Born in Corpus Christi, Texas in 1950 and educated with a BFA at North Texas State University in Denton, Texas, Jesús Moroles lived and worked in Rockport, Texas. After returning from a year of studio work in Italy in 1980, Moroles commenced to make the body of work for which he is widely known. Critical recognition for Moroles came quickly with many of his early exhibitions at Texas museums.
In 1981, Moroles purchased his first large diamond saw, which began his long term commitment to create a studio. In 1983, Moroles began his construction in Rockport.
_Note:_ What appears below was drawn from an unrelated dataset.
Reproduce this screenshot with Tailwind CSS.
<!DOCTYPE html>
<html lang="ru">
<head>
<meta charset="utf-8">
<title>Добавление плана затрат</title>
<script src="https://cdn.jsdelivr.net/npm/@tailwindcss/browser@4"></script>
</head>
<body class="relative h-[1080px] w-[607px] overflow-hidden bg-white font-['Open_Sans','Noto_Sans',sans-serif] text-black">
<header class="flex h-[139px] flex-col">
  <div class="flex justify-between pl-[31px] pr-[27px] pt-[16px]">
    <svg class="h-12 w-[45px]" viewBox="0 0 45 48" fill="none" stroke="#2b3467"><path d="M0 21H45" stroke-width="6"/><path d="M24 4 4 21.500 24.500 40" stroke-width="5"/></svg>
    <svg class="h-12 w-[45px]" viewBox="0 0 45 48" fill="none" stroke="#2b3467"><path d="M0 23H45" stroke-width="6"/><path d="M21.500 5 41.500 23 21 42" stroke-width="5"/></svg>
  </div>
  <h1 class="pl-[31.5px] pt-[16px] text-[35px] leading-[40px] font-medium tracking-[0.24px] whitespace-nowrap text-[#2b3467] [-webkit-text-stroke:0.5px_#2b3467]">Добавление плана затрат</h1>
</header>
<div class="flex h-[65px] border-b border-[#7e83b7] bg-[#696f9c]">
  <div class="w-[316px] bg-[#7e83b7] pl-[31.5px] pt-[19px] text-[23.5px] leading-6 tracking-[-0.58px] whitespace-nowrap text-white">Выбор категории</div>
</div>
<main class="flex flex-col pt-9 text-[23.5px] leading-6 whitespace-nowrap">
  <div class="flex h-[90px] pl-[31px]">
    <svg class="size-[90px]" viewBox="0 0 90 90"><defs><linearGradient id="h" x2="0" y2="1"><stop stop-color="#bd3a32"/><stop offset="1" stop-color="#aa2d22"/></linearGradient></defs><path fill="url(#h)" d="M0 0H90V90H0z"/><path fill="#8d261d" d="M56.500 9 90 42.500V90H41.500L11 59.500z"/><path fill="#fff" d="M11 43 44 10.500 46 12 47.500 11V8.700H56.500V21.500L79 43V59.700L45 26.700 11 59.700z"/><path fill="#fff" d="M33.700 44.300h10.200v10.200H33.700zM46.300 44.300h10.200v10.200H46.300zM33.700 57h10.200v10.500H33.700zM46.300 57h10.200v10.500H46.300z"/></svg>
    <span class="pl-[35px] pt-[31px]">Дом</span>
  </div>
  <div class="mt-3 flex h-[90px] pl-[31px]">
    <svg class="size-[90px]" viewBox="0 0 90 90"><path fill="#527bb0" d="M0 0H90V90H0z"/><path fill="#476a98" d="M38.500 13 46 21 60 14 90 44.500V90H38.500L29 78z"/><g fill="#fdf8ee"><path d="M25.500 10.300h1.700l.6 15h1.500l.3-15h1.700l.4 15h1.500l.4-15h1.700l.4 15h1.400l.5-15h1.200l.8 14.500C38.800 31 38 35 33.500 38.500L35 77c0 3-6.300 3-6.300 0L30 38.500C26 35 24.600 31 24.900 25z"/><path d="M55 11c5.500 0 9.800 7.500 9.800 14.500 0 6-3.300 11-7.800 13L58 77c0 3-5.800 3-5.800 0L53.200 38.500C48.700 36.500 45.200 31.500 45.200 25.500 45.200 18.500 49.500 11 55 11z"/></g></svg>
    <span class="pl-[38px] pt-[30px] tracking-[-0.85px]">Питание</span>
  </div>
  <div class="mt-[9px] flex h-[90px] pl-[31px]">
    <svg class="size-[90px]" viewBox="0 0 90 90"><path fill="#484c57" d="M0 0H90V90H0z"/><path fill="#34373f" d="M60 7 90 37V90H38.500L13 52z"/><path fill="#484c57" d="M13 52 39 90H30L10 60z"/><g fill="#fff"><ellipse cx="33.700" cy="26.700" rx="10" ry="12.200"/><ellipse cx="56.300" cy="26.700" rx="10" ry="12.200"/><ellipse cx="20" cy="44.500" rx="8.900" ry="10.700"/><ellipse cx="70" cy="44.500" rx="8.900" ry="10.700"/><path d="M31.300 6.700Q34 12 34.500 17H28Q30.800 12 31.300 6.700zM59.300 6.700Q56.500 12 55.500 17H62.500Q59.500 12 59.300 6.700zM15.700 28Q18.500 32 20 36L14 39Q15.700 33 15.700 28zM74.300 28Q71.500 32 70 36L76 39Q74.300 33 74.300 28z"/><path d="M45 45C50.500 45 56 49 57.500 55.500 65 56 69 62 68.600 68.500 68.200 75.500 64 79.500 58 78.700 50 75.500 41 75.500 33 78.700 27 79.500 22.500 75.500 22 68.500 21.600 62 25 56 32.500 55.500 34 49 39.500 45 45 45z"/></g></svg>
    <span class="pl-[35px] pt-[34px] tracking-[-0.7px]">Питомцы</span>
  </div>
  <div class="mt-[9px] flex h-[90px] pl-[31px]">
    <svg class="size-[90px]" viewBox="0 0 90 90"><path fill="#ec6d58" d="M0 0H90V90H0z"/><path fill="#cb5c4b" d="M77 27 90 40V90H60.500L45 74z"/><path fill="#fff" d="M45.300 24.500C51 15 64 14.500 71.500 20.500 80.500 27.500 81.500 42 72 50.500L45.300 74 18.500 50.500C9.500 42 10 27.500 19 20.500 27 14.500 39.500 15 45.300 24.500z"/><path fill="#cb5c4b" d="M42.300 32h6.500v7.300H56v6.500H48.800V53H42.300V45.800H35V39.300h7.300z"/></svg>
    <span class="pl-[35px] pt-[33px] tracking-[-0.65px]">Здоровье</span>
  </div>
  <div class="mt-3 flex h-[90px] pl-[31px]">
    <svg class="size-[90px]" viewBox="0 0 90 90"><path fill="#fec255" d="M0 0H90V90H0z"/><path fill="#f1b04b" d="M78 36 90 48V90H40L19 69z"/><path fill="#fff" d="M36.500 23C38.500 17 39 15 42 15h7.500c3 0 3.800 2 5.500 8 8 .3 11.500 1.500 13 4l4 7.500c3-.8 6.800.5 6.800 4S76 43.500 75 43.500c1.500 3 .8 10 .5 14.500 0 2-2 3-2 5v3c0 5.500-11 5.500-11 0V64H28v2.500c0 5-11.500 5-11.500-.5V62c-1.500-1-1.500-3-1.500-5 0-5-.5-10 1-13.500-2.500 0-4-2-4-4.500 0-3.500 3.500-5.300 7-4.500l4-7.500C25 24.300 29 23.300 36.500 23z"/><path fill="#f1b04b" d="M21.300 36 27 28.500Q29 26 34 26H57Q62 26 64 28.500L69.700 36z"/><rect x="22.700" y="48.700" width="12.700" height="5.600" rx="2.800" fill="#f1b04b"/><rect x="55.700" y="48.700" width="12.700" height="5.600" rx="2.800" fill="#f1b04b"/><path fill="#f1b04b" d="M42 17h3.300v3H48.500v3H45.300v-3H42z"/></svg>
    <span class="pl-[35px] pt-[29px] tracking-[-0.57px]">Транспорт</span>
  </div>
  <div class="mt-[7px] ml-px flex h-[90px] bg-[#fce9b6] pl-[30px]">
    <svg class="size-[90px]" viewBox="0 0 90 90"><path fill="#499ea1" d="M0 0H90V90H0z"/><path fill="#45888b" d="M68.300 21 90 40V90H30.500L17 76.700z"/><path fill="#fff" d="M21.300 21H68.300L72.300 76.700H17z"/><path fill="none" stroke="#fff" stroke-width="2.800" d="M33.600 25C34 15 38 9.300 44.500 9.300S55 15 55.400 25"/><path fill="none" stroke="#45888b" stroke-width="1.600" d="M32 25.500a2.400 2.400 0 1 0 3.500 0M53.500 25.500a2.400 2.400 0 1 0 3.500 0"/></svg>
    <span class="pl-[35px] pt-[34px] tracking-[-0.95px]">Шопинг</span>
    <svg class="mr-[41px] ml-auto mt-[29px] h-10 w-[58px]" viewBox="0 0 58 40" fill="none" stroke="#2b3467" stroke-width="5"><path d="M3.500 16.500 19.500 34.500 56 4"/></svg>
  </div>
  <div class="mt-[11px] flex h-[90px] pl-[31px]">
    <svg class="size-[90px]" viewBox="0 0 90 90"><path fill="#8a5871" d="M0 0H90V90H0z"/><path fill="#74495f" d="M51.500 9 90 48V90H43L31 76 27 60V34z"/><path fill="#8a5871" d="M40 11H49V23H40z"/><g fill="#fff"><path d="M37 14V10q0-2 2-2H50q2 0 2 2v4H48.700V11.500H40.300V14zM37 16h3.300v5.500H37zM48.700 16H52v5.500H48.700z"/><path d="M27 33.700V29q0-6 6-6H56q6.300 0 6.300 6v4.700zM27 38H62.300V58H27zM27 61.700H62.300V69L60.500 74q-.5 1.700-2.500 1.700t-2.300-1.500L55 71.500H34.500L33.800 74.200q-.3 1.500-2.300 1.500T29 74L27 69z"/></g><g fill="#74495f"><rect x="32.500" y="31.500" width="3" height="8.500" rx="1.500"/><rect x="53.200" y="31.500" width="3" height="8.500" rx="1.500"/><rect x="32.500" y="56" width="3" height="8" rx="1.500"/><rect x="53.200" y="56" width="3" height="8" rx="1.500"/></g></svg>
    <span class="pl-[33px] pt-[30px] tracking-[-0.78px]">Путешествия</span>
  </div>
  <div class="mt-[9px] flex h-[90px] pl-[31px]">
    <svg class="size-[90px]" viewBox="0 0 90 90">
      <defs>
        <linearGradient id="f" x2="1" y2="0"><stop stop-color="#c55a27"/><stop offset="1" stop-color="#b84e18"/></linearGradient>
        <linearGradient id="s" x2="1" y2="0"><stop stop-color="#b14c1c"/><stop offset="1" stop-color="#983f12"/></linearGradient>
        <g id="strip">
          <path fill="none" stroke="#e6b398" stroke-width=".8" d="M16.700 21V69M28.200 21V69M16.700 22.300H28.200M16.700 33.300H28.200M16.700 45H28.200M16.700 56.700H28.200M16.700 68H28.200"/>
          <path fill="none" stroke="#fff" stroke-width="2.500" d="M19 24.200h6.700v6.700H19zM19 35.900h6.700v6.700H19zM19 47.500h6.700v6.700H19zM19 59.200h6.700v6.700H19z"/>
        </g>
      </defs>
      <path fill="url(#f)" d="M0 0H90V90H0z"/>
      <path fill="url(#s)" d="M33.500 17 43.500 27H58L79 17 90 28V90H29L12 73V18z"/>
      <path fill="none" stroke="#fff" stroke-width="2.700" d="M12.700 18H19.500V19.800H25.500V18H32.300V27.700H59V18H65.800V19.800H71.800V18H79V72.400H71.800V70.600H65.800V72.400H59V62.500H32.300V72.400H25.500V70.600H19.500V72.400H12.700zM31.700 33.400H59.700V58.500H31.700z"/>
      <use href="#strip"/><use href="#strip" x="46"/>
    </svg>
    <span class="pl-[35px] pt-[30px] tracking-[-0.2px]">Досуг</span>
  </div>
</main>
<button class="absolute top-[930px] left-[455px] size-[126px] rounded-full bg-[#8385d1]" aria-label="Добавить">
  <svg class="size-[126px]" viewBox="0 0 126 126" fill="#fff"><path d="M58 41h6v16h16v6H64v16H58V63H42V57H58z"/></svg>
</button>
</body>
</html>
This facility is unequaled in the country for the making of large scale sculptures.
In 1982, Moroles received the prestigious Awards in the Visual Arts Fellowship for which his works were included in a two year traveling museum exhibition which originated at the Museum of Contemporary Art in Chicago, Illinois.
During this period, Moroles began making large scale works such as his 22 foot tall sculpture fountain, titled "Floating Mesa Fountain" for the Albuquerque Museum in New Mexico. In 1985, Moroles received a National Endowment for the Arts Matching Grant for an environmental installation of 45 sculptural elements and fountains for the Birmingham Botanical Gardens in Birmingham, Alabama.
Moroles' largest single work is the 1991 site sculpture, the "Houston Police Officers Memorial." Comprised of granite and an earthen stepped pyramid surrounded by four equal inverted stepped pyramids excavated from the ground, the sculpture spans 120 feet by 120 feet.
Jesus Moroles is internationally renowned as one of the greatest sculptors working with granite today. Through a process called 'tearing' Moroles transforms each block of hard stone into a delicately refined expression of the interaction between man and nature.
...He extracts the stone's hidden aspects such as transparency, movement or sound. Many of Moroles' pieces are interactive.